Williams’s loss was not inexplicable. She has struggled at the French Open, making the final in 2002 (losing to Serena) but otherwise never advancing past the quarterfinals. She lost in the third round the past three years.
This year seemed like it might be different. It was a lot like the others.
Likewise, Henin and Sharapova were familiar foes. They had met four previous times in Grand Slam tournaments, although never before the quarterfinals. Sharapova earned one of her three Grand Slam titles by beating Henin in the 2006 United States Open final.
But they had not met since the 2008 Australian Open, months before Henin left the game, ranked No. 1, after years of championships and personal strain and tragedy.
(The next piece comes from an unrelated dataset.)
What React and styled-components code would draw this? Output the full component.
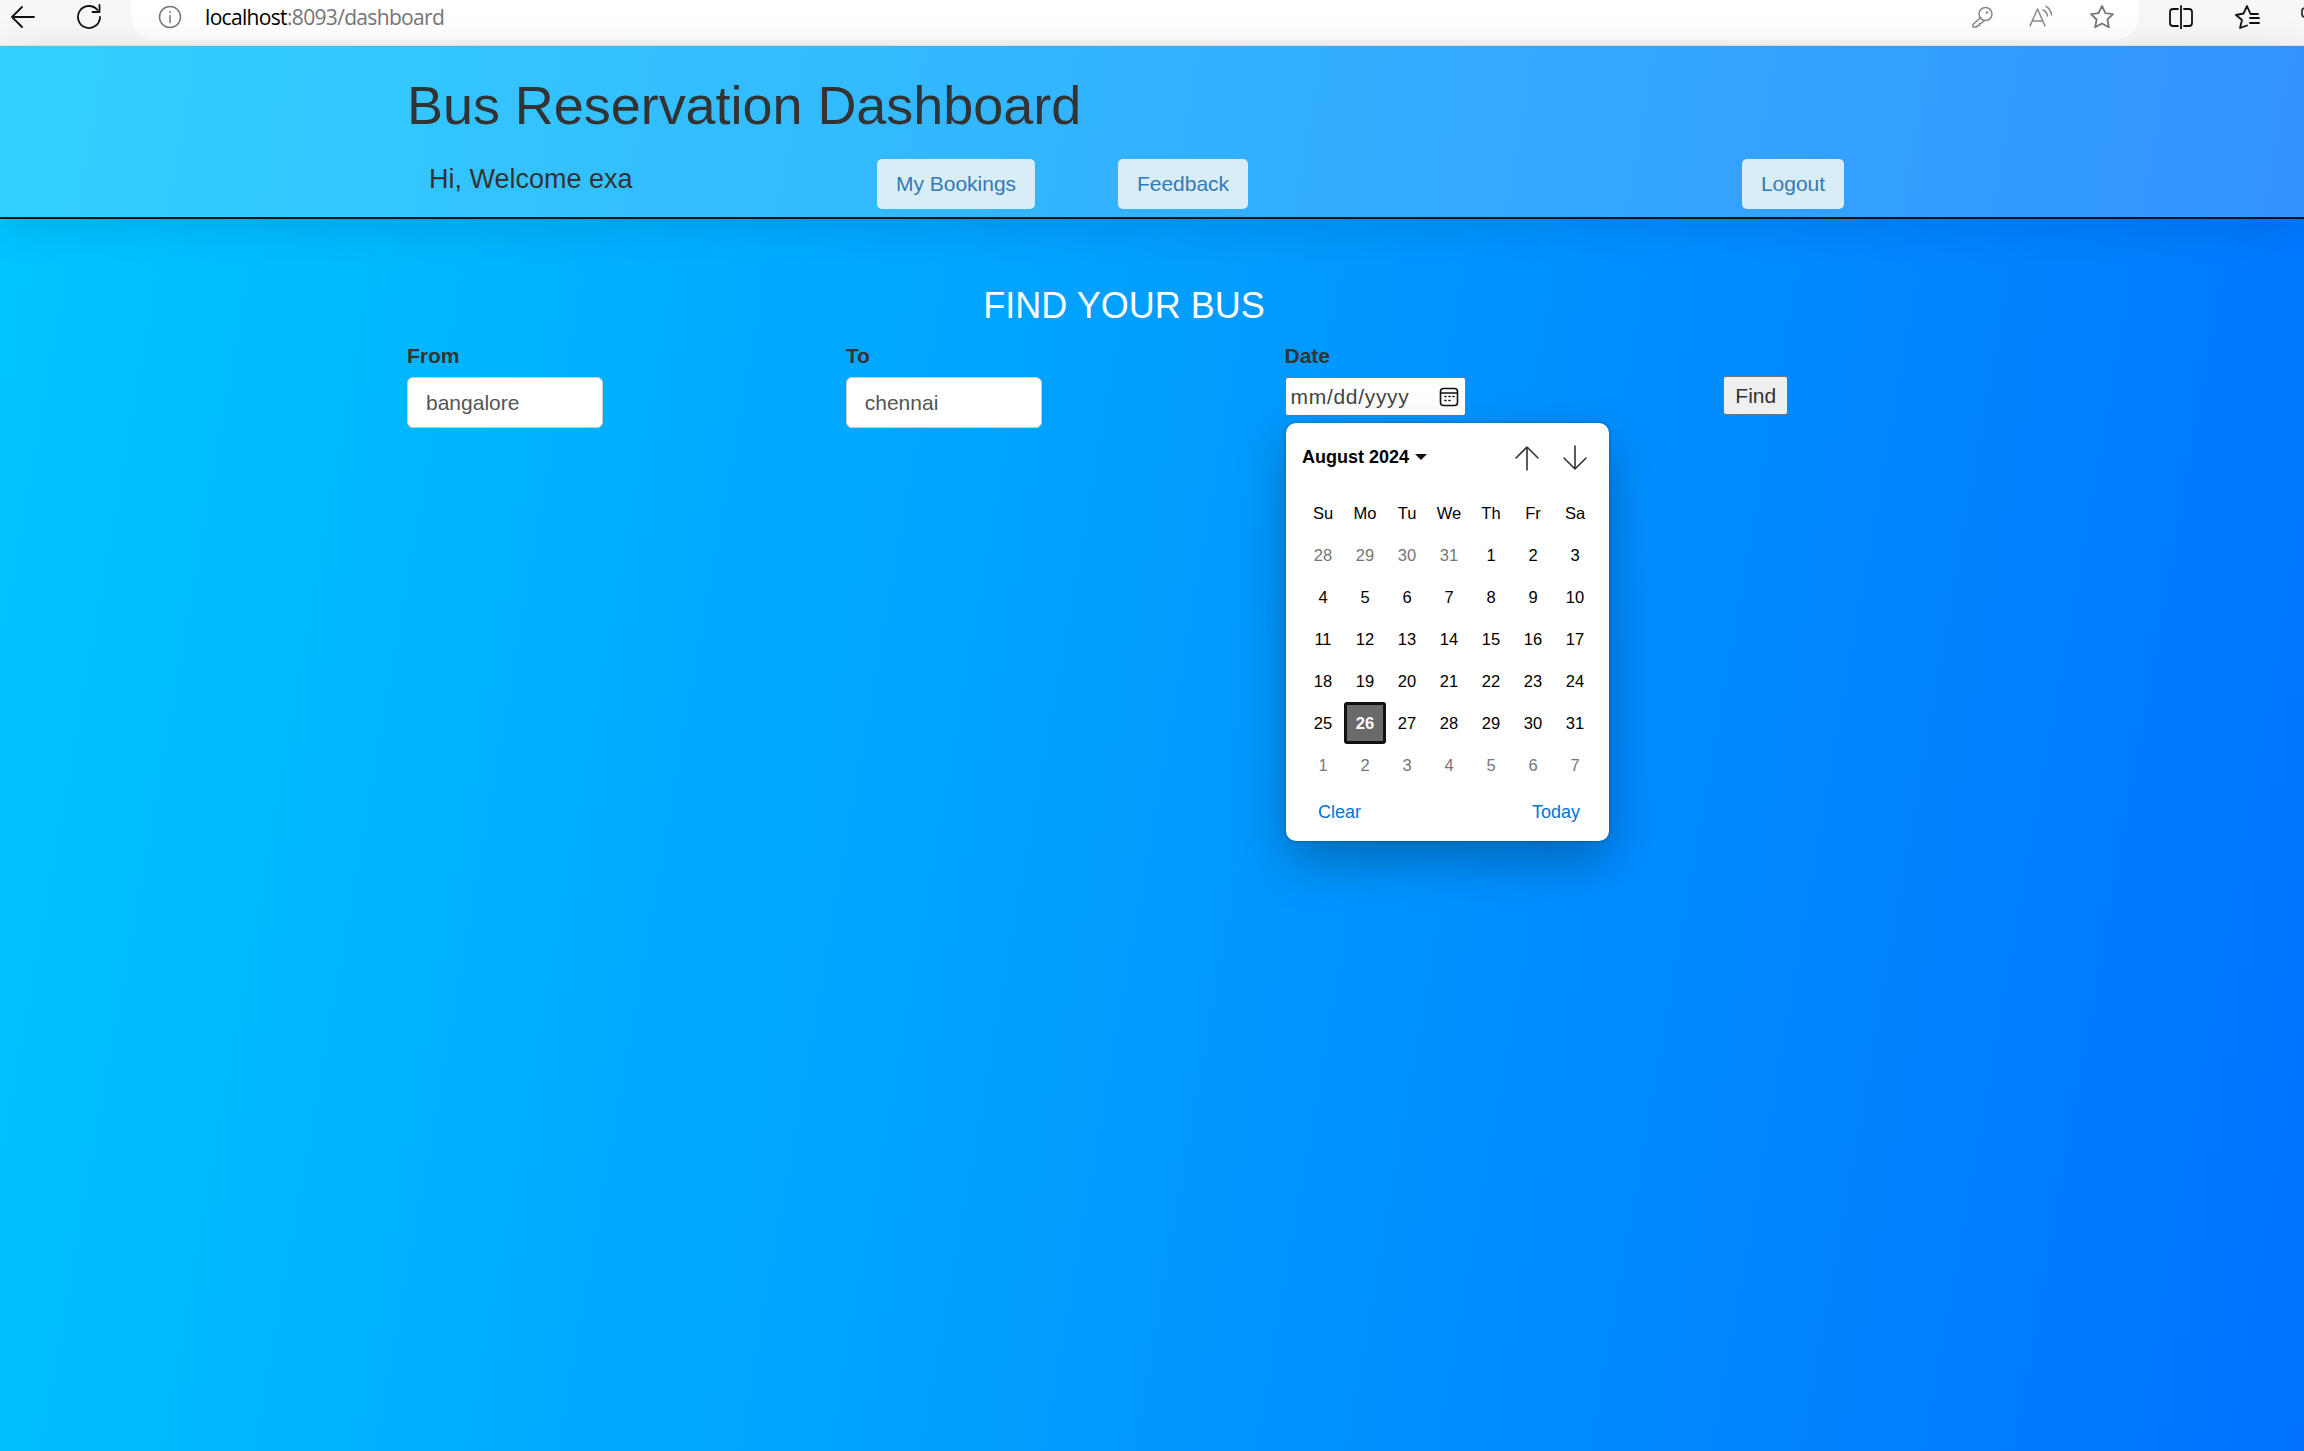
import styled, { createGlobalStyle } from "styled-components";

const GlobalStyle = createGlobalStyle`
    html, body {
        margin: 0;
        padding: 0;
    }
    body {
        font-family: "Liberation Sans", Arial, sans-serif;
        color: #333;
    }
`;

const Page = styled.div`
    position: relative;
    width: 2304px;
    height: 1451px;
    overflow: hidden;
    display: flex;
    flex-direction: column;
`;

const BrowserBar = styled.div`
    height: 45px;
    flex: none;
    display: flex;
    align-items: flex-start;
    background-color: #f7f7f7;
    border-bottom: 1px solid #e6e6e6;
`;

const NavIcons = styled.div`
    width: 131px;
    flex: none;
    display: flex;
    height: 34px;
    align-items: center;
    padding-left: 11px;
    gap: 42px;
    box-sizing: border-box;
`;

const AddressPill = styled.div`
    width: 2008px;
    height: 40px;
    flex: none;
    display: flex;
    align-items: center;
    background-color: #fff;
    border-radius: 0 0 24px 24px;
    padding: 0 24px 6px 27px;
    box-sizing: border-box;
`;

const Url = styled.div`
    margin-left: 23px;
    font-family: "Open Sans", sans-serif;
    font-size: 21px;
    letter-spacing: -0.67px;
    color: #767676;
    flex: 1;
    span {
        color: #000;
    }
`;

const PillIcons = styled.div`
    display: flex;
    align-items: center;
    gap: 36px;
`;

const SideIcons = styled.div`
    flex: 1;
    height: 34px;
    display: flex;
    align-items: center;
    padding-left: 30px;
    gap: 41px;
`;

const Main = styled.div`
    flex: 1;
    background: linear-gradient(100deg, #00c6ff, #0072ff);
`;

const Header = styled.header`
    height: 173px;
    box-sizing: border-box;
    padding: 29px 0 0 407px;
    background-color: rgba(255, 255, 255, 0.2);
    border-bottom: 2px solid #111;
    box-shadow: 0 8px 40px rgba(0, 0, 50, 0.12);
`;

const Title = styled.h1`
    margin: 0;
    font-size: 54px;
    line-height: 60px;
    font-weight: 400;
    letter-spacing: -0.05px;
    color: #333;
`;

const NavRow = styled.div`
    margin-top: 24px;
    display: flex;
    align-items: flex-start;
`;

const Welcome = styled.div`
    width: 448px;
    padding-left: 22px;
    font-size: 27px;
    line-height: 30px;
    margin-top: 5px;
    box-sizing: border-box;
`;

const NavButton = styled.a`
    height: 50px;
    box-sizing: border-box;
    display: flex;
    align-items: center;
    justify-content: center;
    background-color: #d9edf7;
    color: #337ab7;
    font-size: 21px;
    border-radius: 5px;
    width: ${(p) => p.$width}px;
    margin-left: ${(p) => p.$gap}px;
`;

const Content = styled.main`
    padding: 67px 0 0 407px;
`;

const Heading = styled.h3`
    margin: 0;
    width: 1434px;
    text-align: center;
    font-size: 36px;
    line-height: 40px;
    font-weight: 400;
    color: #fff;
`;

const FormRow = styled.div`
    margin-top: 18px;
    display: grid;
    grid-template-columns: repeat(3, 438.75px) auto;
    justify-content: start;
`;

const Field = styled.div`
    position: relative;
    display: flex;
    flex-direction: column;
    align-items: flex-start;
`;

const Label = styled.label`
    font-size: 21px;
    line-height: 24px;
    font-weight: 700;
    color: #333;
    margin-bottom: 9px;
`;

const TextInput = styled.div`
    width: 196px;
    height: 51px;
    box-sizing: border-box;
    display: flex;
    align-items: center;
    padding: 0 18px;
    background-color: #fff;
    border: 1.5px solid #ccc;
    border-radius: 6px;
    font-size: 21px;
    color: #555;
`;

const DateInput = styled.div`
    width: 181px;
    height: 39px;
    box-sizing: border-box;
    display: flex;
    align-items: center;
    justify-content: space-between;
    padding: 0 6px 0 5px;
    background-color: #fff;
    border: 1.5px solid #767676;
    border-radius: 3px;
    font-size: 21px;
    letter-spacing: 0.7px;
    color: #444;
`;

const FindButton = styled.button`
    width: 65px;
    height: 39px;
    margin-top: 32px;
    padding: 0;
    background-color: #efefef;
    border: 1.5px solid #767676;
    border-radius: 3px;
    font-family: inherit;
    font-size: 21px;
    color: #333;
`;

const Calendar = styled.div`
    position: absolute;
    top: 79px;
    left: 1.5px;
    width: 323px;
    height: 418px;
    box-sizing: border-box;
    padding: 20px 16px 0 16px;
    background-color: #fff;
    border-radius: 10px;
    box-shadow: 0 0 4px rgba(0, 0, 0, 0.25), 0 20px 50px rgba(0, 0, 0, 0.28);
    color: #000;
`;

const CalendarTop = styled.div`
    height: 28px;
    display: flex;
    align-items: center;
    justify-content: space-between;
    padding-right: 5px;
`;

const MonthLabel = styled.div`
    display: flex;
    align-items: center;
    gap: 6px;
    font-size: 18px;
    font-weight: 700;
`;

const Caret = styled.span`
    width: 0;
    height: 0;
    border-left: 6px solid transparent;
    border-right: 6px solid transparent;
    border-top: 6px solid #111;
`;

const Arrows = styled.div`
    display: flex;
    gap: 22px;
    margin-top: 2px;
`;

const DayGrid = styled.div`
    margin-top: 21px;
    display: grid;
    grid-template-columns: repeat(7, 42px);
    grid-auto-rows: 42px;
`;

const Cell = styled.div`
    display: flex;
    align-items: center;
    justify-content: center;
    box-sizing: border-box;
    font-size: 16.5px;
    color: ${(p) => (p.$muted ? "#767676" : "#000")};
    ${(p) =>
        p.$selected &&
        `
        background-color: #6a6a6a;
        border: 3px solid #111;
        border-radius: 3px;
        color: #fff;
        font-weight: 700;
    `}
`;

const CalendarFooter = styled.div`
    margin-top: 16px;
    display: flex;
    justify-content: space-between;
    padding: 0 13px 0 16px;
    font-size: 18px;
    color: #0075d2;
`;

function Icon({ w, h, children, color = "#111", sw = 2 }) {
    return (
        <svg width={w} height={h} viewBox={`0 0 ${w} ${h}`} fill="none" stroke={color} strokeWidth={sw} strokeLinecap="round" strokeLinejoin="round">
            {children}
        </svg>
    );
}

const WEEK = ["Su", "Mo", "Tu", "We", "Th", "Fr", "Sa"];
const LEADING = [28, 29, 30, 31];
const TRAILING = [1, 2, 3, 4, 5, 6, 7];
const DAYS = Array.from({ length: 31 }, (_, i) => i + 1);

function DatePopup() {
    return (
        <Calendar>
            <CalendarTop>
                <MonthLabel>August 2024<Caret /></MonthLabel>
                <Arrows>
                    <Icon w={26} h={26} color="#333" sw={1.6}>
                        <path d="M13 25V2M2 13L13 2l11 11" />
                    </Icon>
                    <Icon w={26} h={26} color="#333" sw={1.6}>
                        <path d="M13 1v23M2 13l11 11 11-11" />
                    </Icon>
                </Arrows>
            </CalendarTop>
            <DayGrid>
                {WEEK.map((d) => <Cell key={d}>{d}</Cell>)}
                {LEADING.map((d) => <Cell key={`p${d}`} $muted>{d}</Cell>)}
                {DAYS.map((d) => <Cell key={d} $selected={d === 26}>{d}</Cell>)}
                {TRAILING.map((d) => <Cell key={`n${d}`} $muted>{d}</Cell>)}
            </DayGrid>
            <CalendarFooter>
                <span>Clear</span>
                <span>Today</span>
            </CalendarFooter>
        </Calendar>
    );
}

export default function App() {
    return (
        <Page>
            <GlobalStyle />
            <BrowserBar>
                <NavIcons>
                    <Icon w={24} h={24} sw={1.8}><path d="M23 12H1M11 2L1 12l10 10" /></Icon>
                    <Icon w={26} h={26} sw={1.8}><path d="M20.500 6A11 11 0 1 0 23 13M22.500 1v7h-7" /></Icon>
                </NavIcons>
                <AddressPill>
                    <Icon w={24} h={24} color="#777" sw={1.5}>
                        <circle cx="12" cy="12" r="10.5" />
                        <path d="M12 10.5v7M12 6.500v1" />
                    </Icon>
                    <Url><span>localhost</span>:8093/dashboard</Url>
                    <PillIcons>
                        <Icon w={22} h={22} color="#888" sw={1.5}>
                            <circle cx="14.5" cy="8" r="6.5" />
                            <circle cx="16" cy="6.500" r="0.6" />
                            <path d="M9.700 11.500L2 18.500V21h3.500l1-1.500h2v-2H10l3.500-3" />
                        </Icon>
                        <Icon w={24} h={24} color="#888" sw={1.5}>
                            <path d="M1 21L8.500 4 16 21M3.500 16h10M14 5c2.500 1 4 3 4.500 6M17 1.500c3 1.500 5 4.500 5.500 8.500" />
                        </Icon>
                        <Icon w={26} h={26} color="#777" sw={1.8}>
                            <path d="M13 2l3.400 7.200 7.600 1-5.600 5.300 1.500 7.800L13 19.500l-6.900 3.800 1.500-7.800L2 10.200l7.600-1z" />
                        </Icon>
                    </PillIcons>
                </AddressPill>
                <SideIcons>
                    <Icon w={24} h={24} sw={1.8}>
                        <path d="M9 4H4a3 3 0 0 0-3 3v11a3 3 0 0 0 3 3h5M12 1v23M15 4h5a3 3 0 0 1 3 3v11a3 3 0 0 1-3 3h-5" />
                    </Icon>
                    <Icon w={26} h={26} sw={1.8}>
                        <path d="M24 10h-7.500L13 2 9.500 9.500 2 11l6 5-2 8 7-2.500M16 14h9M16 19h9" />
                    </Icon>
                    <Icon w={10} h={24} color="#333" sw={1.8}>
                        <path d="M4 3a3 3 0 0 0-3 3v3a3 3 0 0 0 3 3" />
                    </Icon>
                </SideIcons>
            </BrowserBar>
            <Main>
                <Header>
                    <Title>Bus Reservation Dashboard</Title>
                    <NavRow>
                        <Welcome>Hi, Welcome exa</Welcome>
                        <NavButton $width={158} $gap={22}>My Bookings</NavButton>
                        <NavButton $width={130} $gap={83}>Feedback</NavButton>
                        <NavButton $width={102} $gap={494}>Logout</NavButton>
                    </NavRow>
                </Header>
                <Content>
                    <Heading>FIND YOUR BUS</Heading>
                    <FormRow>
                        <Field>
                            <Label>From</Label>
                            <TextInput>bangalore</TextInput>
                        </Field>
                        <Field>
                            <Label>To</Label>
                            <TextInput>chennai</TextInput>
                        </Field>
                        <Field>
                            <Label>Date</Label>
                            <DateInput>
                                mm/dd/yyyy
                                <Icon w={20} h={20} sw={1.6}>
                                    <rect x="1.500" y="1.500" width="17" height="17" rx="3" />
                                    <path d="M2 6h16M6 9.500h1M10 9.500h1M14 9.500h1M6 13.500h1M10 13.500h1" />
                                </Icon>
                            </DateInput>
                            <DatePopup />
                        </Field>
                        <FindButton>Find</FindButton>
                    </FormRow>
                </Content>
            </Main>
        </Page>
    );
}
Now 27, she seemed to emerge more complete and relaxed.
She announced her return in September, and in January, in her second tournament, she reached the final of the Australian Open.
Sharapova, 23, missed nine months in 2008 and 2009 with a shoulder injury, dropping from the top 10 to outside the top 100 in the rankings.
She opened the third set by breaking Henin’s serve, then held for a 2-0 lead. But in a set in which serves were broken five of the first seven games, momentum was fleeting.
Henin regained control after swatting away four break points in the third game. She began moving Sharapova around with her strong forehand, and was able to find her way inside the baseline to control points. She rattled off four straight games for a 4-2 lead.
“From the beginning I felt like I was the one that was more aggressive than the two of us,” Sharapova said. “And that kind of changed a little bit and changed the momentum of the match.”
But Henin double-faulted on a break point, and Sharapova had a chance to get the set back on serve. Henin slapped a backhand down the line to take the game, then served with authority to capture the match.
In the end, it was Henin who has moved comfortably into what she has called her “second career,” who pushed her record at Roland Garros to 38-4, who has made the present feel an awful lot like the past.